** Begin STORED ROWS **

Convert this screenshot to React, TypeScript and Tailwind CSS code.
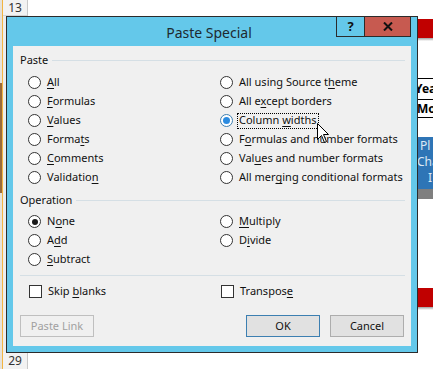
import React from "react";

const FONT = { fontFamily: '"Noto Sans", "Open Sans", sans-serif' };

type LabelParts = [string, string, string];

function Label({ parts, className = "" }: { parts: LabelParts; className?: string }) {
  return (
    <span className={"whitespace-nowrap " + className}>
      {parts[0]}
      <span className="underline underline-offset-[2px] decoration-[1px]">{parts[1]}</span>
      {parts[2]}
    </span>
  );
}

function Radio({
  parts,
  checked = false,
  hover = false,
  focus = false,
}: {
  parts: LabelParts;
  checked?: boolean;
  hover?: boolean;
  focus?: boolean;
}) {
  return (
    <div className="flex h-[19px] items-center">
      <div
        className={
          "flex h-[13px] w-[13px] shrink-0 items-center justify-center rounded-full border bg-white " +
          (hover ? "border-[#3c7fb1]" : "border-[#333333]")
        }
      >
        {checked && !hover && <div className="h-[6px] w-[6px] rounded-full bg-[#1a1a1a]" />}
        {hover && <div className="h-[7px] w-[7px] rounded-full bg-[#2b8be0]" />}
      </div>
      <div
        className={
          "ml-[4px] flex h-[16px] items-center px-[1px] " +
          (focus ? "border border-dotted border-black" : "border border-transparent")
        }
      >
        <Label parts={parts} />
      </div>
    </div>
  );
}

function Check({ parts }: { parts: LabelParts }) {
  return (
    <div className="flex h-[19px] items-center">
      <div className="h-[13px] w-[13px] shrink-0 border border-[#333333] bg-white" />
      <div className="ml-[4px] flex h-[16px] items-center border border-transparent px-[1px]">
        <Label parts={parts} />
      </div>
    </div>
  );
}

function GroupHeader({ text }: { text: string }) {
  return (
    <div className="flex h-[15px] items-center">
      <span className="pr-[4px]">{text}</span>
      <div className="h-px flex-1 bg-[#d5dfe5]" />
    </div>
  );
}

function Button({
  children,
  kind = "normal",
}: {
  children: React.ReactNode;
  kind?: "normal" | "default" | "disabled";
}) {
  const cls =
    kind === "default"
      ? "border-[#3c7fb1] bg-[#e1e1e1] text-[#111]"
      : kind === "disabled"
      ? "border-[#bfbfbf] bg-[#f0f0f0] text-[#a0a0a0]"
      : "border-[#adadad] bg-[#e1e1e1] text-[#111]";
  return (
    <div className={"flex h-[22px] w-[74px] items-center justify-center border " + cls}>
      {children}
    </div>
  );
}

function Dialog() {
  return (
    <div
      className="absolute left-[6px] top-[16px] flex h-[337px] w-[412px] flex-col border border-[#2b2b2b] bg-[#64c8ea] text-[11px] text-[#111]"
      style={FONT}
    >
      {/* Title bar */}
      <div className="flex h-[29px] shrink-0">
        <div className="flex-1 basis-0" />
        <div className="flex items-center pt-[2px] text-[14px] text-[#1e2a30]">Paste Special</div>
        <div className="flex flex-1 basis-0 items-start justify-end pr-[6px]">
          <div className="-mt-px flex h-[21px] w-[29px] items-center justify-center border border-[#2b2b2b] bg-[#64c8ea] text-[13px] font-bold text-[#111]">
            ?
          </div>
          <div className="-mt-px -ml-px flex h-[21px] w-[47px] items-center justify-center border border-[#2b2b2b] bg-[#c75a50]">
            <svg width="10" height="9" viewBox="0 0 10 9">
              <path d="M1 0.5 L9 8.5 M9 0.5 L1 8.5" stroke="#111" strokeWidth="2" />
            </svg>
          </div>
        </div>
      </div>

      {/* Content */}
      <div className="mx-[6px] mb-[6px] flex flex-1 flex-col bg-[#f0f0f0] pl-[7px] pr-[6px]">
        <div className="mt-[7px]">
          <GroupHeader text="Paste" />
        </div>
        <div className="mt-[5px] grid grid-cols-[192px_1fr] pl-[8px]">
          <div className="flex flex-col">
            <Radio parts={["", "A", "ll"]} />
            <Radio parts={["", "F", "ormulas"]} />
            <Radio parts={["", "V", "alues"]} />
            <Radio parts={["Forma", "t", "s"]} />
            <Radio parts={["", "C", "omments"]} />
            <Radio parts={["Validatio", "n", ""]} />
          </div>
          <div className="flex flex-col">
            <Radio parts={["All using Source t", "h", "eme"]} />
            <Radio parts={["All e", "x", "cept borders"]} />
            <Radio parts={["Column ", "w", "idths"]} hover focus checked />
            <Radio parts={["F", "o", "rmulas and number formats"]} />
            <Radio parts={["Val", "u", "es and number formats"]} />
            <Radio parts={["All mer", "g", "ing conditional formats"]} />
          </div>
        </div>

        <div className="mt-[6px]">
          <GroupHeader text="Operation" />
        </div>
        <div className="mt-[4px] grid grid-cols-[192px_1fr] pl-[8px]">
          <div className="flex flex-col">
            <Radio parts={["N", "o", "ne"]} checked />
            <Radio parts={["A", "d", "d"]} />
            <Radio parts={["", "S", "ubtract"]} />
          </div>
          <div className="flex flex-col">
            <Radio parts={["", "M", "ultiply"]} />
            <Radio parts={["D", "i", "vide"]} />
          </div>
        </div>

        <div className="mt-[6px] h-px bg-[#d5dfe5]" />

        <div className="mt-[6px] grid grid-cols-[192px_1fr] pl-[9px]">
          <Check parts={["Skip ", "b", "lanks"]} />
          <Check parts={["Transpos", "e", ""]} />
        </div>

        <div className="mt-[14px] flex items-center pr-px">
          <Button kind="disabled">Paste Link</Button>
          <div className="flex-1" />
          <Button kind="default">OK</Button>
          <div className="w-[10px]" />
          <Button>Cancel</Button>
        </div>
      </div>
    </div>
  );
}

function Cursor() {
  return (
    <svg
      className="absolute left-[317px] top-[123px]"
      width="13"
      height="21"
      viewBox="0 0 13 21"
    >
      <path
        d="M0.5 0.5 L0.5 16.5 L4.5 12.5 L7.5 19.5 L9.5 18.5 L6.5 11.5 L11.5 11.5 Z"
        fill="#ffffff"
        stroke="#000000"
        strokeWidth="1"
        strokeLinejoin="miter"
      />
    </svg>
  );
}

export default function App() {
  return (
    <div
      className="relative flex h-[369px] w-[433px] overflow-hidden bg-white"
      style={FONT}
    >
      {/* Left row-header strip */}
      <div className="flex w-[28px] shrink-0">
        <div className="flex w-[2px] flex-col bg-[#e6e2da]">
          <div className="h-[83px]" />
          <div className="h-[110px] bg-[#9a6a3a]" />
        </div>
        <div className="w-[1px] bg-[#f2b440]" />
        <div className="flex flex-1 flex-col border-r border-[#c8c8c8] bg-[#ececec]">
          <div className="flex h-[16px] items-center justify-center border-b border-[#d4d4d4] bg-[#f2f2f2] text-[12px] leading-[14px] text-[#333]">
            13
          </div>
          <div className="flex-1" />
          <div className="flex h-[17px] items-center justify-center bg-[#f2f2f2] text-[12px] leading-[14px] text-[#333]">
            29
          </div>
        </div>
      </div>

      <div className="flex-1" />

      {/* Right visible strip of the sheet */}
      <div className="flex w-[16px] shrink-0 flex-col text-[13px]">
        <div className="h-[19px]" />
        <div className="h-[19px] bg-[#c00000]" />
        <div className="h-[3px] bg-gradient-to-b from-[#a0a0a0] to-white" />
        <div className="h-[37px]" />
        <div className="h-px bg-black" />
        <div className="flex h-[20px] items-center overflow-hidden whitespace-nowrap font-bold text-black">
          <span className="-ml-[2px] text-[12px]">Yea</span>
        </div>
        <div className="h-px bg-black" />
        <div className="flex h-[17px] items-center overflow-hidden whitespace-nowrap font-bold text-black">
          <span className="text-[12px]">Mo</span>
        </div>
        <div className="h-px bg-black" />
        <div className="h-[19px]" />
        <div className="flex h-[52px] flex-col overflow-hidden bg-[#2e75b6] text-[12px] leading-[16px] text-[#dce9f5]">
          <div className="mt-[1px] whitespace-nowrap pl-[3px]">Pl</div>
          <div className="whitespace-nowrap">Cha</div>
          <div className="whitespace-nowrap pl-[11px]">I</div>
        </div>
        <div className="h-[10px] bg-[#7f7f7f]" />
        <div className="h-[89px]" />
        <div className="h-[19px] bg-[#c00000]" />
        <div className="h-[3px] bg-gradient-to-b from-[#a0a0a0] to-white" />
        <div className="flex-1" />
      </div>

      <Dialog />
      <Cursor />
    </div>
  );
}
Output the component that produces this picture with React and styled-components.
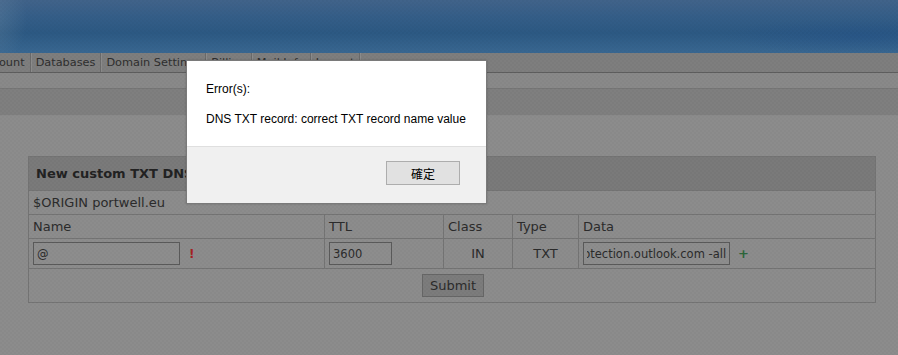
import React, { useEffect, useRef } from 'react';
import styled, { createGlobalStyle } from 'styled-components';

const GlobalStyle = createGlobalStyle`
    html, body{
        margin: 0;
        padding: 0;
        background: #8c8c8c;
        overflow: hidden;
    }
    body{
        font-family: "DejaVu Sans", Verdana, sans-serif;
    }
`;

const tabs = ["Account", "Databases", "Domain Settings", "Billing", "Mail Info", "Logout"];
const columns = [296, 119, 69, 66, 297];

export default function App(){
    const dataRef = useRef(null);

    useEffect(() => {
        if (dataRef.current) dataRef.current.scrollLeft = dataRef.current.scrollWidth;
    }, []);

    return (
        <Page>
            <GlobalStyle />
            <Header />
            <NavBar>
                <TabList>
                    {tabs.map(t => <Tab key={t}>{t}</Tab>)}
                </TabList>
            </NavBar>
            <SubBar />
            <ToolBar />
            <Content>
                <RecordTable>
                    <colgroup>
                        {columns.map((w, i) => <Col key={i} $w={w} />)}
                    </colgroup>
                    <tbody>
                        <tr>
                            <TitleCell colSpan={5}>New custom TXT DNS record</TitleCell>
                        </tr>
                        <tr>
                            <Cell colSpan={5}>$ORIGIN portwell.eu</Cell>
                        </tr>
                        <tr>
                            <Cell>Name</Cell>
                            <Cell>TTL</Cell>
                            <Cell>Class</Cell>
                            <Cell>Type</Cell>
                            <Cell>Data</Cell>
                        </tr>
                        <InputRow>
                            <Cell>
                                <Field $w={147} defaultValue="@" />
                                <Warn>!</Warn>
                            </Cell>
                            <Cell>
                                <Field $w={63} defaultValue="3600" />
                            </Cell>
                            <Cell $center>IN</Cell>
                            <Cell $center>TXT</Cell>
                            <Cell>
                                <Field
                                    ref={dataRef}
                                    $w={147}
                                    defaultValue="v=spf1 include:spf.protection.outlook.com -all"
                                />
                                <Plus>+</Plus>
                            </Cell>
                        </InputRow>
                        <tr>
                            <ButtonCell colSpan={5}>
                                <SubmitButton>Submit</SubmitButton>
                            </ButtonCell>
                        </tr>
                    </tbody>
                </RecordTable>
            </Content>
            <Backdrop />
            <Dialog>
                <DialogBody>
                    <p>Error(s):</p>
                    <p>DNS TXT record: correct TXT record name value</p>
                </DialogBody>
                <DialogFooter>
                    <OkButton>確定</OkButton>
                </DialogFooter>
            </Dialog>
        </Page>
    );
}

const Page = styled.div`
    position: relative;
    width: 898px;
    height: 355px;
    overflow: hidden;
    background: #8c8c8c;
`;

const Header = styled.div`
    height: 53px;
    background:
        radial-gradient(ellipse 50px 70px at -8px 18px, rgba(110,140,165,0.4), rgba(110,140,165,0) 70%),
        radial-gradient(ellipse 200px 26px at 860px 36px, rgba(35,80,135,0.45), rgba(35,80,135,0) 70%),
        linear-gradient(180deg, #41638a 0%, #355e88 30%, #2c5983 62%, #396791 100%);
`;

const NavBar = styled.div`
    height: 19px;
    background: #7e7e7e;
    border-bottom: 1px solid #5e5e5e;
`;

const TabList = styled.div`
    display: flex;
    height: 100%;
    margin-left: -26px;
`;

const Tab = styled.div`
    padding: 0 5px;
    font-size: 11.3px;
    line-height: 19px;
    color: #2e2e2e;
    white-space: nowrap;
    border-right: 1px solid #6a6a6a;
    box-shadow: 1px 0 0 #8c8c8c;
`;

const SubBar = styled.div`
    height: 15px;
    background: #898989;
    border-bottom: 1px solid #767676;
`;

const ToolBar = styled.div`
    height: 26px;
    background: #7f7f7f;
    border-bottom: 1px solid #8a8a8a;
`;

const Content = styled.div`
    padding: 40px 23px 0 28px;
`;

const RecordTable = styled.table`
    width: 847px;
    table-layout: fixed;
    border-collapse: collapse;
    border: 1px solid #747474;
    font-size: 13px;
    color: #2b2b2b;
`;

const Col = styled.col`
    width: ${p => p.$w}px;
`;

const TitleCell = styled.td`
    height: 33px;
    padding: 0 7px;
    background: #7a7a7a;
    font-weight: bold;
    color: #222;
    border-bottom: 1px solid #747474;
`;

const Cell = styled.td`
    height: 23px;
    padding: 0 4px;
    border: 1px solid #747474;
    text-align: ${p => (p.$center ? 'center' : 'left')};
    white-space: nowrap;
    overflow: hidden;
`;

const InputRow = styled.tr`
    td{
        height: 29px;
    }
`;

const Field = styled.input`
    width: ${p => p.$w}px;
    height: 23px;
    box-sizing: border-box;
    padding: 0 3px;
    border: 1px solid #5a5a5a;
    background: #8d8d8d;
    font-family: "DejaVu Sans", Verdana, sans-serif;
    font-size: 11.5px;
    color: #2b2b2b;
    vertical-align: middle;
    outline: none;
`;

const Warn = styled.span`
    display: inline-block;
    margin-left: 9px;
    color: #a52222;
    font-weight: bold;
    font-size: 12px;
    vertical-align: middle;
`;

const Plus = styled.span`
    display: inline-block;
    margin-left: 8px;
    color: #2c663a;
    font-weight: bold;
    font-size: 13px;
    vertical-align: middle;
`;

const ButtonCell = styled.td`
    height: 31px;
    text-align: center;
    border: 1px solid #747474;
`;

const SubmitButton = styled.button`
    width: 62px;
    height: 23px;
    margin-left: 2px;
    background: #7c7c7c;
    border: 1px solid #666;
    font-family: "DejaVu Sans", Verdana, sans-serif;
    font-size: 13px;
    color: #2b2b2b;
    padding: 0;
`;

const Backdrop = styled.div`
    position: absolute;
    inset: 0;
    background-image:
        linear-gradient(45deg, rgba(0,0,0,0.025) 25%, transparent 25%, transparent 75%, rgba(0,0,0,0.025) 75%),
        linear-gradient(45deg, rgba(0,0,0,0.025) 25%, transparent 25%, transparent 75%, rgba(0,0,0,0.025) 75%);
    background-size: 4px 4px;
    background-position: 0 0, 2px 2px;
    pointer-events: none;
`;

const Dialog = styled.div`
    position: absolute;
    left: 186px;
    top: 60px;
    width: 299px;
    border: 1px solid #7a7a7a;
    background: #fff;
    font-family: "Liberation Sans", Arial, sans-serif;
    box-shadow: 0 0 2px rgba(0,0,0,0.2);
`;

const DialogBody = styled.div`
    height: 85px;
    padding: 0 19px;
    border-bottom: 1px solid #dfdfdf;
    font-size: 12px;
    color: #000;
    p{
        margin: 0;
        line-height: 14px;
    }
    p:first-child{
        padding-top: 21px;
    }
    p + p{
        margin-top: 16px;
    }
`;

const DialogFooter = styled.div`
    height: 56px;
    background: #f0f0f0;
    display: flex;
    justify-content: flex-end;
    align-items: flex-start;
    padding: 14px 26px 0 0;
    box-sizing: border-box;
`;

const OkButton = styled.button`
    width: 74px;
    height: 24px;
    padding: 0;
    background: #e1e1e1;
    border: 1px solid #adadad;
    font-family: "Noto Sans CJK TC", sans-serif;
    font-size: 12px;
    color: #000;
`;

** End STORED ROWS **

PROBLEM STATEMENT:
Omitting all pictures, restate exactly the lines of the material from its start through the line that contains "type LabelParts = [string, string, string];".

FINAL RESULT:
Convert this screenshot to React, TypeScript and Tailwind CSS code.
import React from "react";

const FONT = { fontFamily: '"Noto Sans", "Open Sans", sans-serif' };

type LabelParts = [string, string, string];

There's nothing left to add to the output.